(Web page code records)
================================
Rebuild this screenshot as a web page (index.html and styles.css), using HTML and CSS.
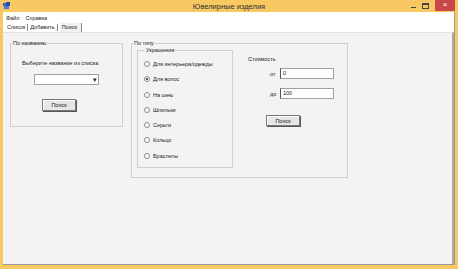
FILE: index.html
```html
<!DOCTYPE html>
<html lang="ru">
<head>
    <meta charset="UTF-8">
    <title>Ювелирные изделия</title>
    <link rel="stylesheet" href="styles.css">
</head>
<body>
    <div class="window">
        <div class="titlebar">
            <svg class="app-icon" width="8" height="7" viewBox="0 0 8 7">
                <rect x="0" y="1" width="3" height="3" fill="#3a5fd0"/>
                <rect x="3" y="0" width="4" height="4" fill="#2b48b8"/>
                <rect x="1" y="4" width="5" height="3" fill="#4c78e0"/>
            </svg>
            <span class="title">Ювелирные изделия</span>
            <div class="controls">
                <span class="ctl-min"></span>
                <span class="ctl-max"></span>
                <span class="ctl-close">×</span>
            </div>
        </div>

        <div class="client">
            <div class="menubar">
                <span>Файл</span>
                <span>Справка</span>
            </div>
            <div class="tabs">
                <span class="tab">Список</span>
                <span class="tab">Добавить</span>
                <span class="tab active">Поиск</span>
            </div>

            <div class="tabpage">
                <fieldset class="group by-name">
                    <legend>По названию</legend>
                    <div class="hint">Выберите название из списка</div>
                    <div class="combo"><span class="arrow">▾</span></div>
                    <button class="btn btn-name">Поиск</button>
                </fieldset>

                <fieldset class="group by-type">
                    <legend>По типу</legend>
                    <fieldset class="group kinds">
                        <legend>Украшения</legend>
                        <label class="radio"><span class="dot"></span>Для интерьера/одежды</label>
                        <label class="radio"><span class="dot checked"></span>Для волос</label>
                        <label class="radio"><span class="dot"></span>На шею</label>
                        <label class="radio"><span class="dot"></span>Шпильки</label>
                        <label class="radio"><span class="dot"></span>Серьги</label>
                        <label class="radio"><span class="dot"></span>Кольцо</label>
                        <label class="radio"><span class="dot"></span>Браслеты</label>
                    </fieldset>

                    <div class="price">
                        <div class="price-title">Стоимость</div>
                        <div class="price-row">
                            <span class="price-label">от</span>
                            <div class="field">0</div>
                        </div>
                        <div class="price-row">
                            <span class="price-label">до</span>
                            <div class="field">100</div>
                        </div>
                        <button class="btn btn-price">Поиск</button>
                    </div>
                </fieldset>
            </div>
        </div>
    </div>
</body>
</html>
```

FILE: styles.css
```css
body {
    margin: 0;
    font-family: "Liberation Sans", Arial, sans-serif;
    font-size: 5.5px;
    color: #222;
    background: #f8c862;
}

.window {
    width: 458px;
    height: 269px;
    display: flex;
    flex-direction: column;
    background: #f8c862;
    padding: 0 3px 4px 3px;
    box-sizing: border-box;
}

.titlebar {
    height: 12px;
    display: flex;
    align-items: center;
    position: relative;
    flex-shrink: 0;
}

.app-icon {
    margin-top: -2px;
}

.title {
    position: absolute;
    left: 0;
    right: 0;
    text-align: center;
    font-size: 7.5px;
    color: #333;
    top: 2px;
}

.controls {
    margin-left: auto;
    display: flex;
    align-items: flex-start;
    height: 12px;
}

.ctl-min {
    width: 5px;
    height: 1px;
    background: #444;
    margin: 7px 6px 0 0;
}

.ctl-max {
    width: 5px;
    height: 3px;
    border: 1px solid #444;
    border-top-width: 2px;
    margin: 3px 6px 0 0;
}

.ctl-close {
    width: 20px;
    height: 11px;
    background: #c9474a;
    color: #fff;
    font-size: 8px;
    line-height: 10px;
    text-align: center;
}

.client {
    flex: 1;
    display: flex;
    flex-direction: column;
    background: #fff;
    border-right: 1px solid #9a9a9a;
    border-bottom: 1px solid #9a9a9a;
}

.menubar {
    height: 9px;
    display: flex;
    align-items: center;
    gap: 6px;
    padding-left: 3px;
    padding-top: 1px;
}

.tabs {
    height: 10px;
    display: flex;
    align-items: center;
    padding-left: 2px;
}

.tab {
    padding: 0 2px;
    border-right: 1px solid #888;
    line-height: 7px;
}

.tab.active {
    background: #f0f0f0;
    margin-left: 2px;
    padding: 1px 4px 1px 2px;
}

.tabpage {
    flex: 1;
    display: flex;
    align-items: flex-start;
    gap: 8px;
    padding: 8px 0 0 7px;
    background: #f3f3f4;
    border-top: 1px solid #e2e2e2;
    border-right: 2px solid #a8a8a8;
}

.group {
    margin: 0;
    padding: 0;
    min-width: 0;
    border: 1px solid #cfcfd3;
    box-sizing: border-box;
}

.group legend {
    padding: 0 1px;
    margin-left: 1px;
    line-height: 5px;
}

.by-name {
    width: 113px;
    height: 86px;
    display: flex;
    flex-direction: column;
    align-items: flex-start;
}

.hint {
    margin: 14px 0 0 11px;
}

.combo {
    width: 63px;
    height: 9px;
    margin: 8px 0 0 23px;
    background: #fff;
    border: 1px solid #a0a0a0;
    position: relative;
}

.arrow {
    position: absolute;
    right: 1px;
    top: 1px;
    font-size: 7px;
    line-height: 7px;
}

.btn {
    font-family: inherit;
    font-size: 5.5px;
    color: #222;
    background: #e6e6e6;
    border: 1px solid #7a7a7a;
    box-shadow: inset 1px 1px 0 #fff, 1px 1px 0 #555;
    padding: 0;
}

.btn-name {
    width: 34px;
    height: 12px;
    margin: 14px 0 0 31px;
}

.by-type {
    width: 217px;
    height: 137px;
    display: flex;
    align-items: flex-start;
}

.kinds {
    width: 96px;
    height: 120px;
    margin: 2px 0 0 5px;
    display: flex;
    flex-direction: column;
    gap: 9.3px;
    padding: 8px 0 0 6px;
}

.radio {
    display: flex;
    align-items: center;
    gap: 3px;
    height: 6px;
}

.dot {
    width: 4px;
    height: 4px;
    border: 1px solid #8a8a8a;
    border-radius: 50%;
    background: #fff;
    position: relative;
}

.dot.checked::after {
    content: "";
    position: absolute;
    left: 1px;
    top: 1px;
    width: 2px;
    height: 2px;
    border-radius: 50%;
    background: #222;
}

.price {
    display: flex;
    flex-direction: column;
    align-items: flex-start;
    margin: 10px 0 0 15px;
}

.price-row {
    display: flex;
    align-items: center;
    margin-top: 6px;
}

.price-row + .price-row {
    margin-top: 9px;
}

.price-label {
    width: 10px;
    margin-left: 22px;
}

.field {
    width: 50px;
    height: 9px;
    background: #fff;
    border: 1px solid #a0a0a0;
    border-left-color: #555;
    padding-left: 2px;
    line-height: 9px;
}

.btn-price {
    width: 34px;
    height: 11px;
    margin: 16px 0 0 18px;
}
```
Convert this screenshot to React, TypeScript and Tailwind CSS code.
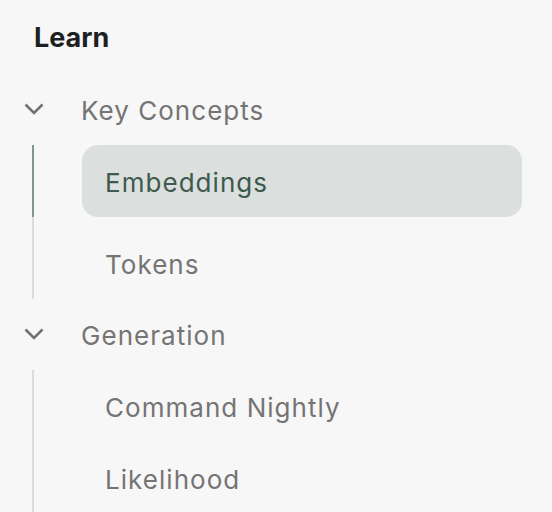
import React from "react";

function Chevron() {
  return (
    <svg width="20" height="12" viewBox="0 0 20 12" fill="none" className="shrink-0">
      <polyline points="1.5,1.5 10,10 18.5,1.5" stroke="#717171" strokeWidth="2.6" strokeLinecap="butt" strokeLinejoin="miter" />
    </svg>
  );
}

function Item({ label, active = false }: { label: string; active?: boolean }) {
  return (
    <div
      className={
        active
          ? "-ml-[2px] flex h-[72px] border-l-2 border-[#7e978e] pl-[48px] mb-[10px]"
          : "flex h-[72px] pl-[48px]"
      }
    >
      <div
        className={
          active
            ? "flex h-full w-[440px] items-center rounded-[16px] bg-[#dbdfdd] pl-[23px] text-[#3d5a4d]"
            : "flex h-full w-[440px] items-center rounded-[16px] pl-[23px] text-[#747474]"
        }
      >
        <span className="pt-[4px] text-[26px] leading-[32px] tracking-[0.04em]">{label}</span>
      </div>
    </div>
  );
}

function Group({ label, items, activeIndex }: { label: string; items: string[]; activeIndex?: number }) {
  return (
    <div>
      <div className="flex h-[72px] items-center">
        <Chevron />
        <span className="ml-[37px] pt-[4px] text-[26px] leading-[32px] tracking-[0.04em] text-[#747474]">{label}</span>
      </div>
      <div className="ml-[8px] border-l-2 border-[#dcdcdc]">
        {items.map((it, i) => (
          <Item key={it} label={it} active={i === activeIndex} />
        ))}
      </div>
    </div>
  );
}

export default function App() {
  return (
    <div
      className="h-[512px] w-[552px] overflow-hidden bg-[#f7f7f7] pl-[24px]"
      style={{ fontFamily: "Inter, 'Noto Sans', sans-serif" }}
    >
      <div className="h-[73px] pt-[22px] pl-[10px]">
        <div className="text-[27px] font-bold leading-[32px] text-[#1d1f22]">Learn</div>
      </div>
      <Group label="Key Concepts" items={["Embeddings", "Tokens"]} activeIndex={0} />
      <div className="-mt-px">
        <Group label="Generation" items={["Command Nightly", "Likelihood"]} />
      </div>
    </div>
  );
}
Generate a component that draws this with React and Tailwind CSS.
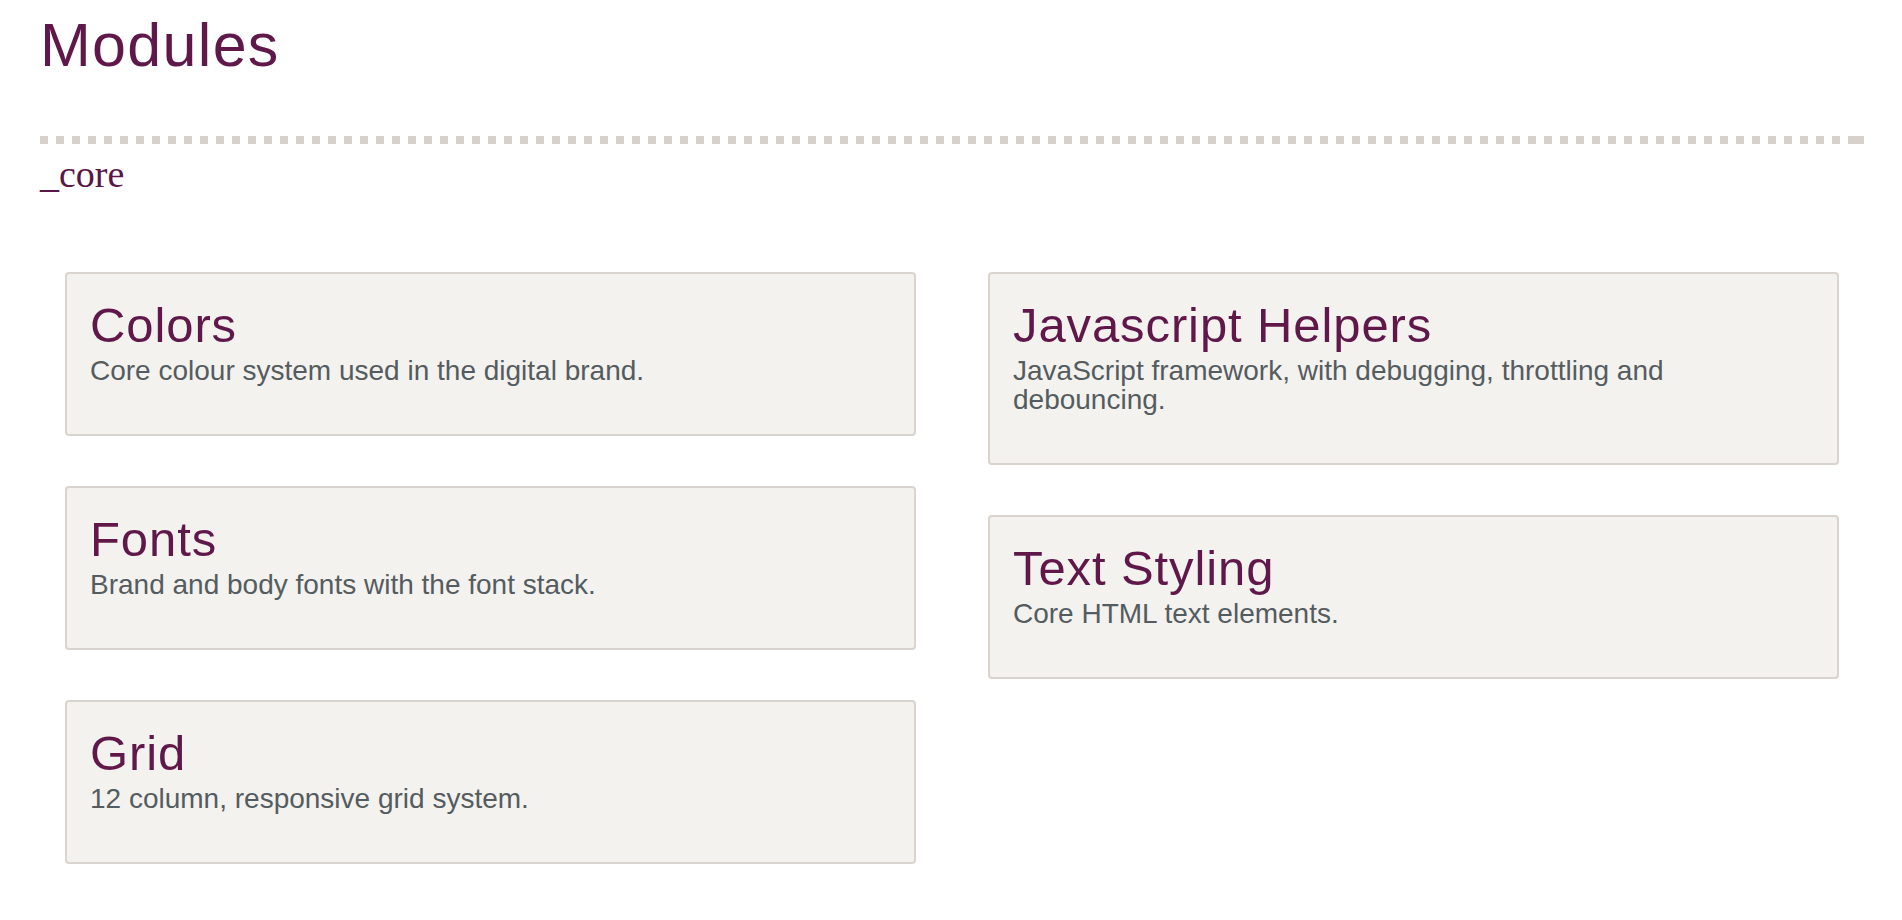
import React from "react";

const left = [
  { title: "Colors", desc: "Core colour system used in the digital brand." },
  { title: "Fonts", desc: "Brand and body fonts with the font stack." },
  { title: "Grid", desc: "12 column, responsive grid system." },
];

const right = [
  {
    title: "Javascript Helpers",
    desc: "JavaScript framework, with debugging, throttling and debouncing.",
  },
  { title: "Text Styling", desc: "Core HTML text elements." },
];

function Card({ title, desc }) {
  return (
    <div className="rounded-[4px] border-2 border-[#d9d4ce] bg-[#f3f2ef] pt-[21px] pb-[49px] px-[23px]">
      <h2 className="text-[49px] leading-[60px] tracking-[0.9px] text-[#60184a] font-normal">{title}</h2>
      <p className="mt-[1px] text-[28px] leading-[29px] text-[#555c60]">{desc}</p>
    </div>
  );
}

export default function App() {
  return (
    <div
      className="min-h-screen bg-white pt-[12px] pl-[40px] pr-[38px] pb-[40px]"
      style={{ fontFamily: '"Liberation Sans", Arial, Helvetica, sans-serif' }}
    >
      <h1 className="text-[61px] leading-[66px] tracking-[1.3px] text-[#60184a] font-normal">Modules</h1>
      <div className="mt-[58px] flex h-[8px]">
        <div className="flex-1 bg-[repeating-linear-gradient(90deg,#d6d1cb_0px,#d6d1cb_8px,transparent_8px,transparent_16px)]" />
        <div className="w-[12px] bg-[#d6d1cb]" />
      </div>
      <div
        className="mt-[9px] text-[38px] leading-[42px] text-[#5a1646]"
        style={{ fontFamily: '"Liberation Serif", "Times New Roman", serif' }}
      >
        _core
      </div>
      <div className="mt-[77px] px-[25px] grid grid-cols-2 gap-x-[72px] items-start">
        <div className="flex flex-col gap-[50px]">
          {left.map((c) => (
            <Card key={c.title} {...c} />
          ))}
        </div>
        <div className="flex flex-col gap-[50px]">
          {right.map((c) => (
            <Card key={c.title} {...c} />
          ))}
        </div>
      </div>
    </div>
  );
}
================================
#### Stated problem
Retype exactly the lines above, starting at the line containing "Generate a component" and ending with the last line, both included; leave out the pictures.

#### Output below
Generate a component that draws this with React and Tailwind CSS.
import React from "react";

const left = [
  { title: "Colors", desc: "Core colour system used in the digital brand." },
  { title: "Fonts", desc: "Brand and body fonts with the font stack." },
  { title: "Grid", desc: "12 column, responsive grid system." },
];

const right = [
  {
    title: "Javascript Helpers",
    desc: "JavaScript framework, with debugging, throttling and debouncing.",
  },
  { title: "Text Styling", desc: "Core HTML text elements." },
];

function Card({ title, desc }) {
  return (
    <div className="rounded-[4px] border-2 border-[#d9d4ce] bg-[#f3f2ef] pt-[21px] pb-[49px] px-[23px]">
      <h2 className="text-[49px] leading-[60px] tracking-[0.9px] text-[#60184a] font-normal">{title}</h2>
      <p className="mt-[1px] text-[28px] leading-[29px] text-[#555c60]">{desc}</p>
    </div>
  );
}

export default function App() {
  return (
    <div
      className="min-h-screen bg-white pt-[12px] pl-[40px] pr-[38px] pb-[40px]"
      style={{ fontFamily: '"Liberation Sans", Arial, Helvetica, sans-serif' }}
    >
      <h1 className="text-[61px] leading-[66px] tracking-[1.3px] text-[#60184a] font-normal">Modules</h1>
      <div className="mt-[58px] flex h-[8px]">
        <div className="flex-1 bg-[repeating-linear-gradient(90deg,#d6d1cb_0px,#d6d1cb_8px,transparent_8px,transparent_16px)]" />
        <div className="w-[12px] bg-[#d6d1cb]" />
      </div>
      <div
        className="mt-[9px] text-[38px] leading-[42px] text-[#5a1646]"
        style={{ fontFamily: '"Liberation Serif", "Times New Roman", serif' }}
      >
        _core
      </div>
      <div className="mt-[77px] px-[25px] grid grid-cols-2 gap-x-[72px] items-start">
        <div className="flex flex-col gap-[50px]">
          {left.map((c) => (
            <Card key={c.title} {...c} />
          ))}
        </div>
        <div className="flex flex-col gap-[50px]">
          {right.map((c) => (
            <Card key={c.title} {...c} />
          ))}
        </div>
      </div>
    </div>
  );
}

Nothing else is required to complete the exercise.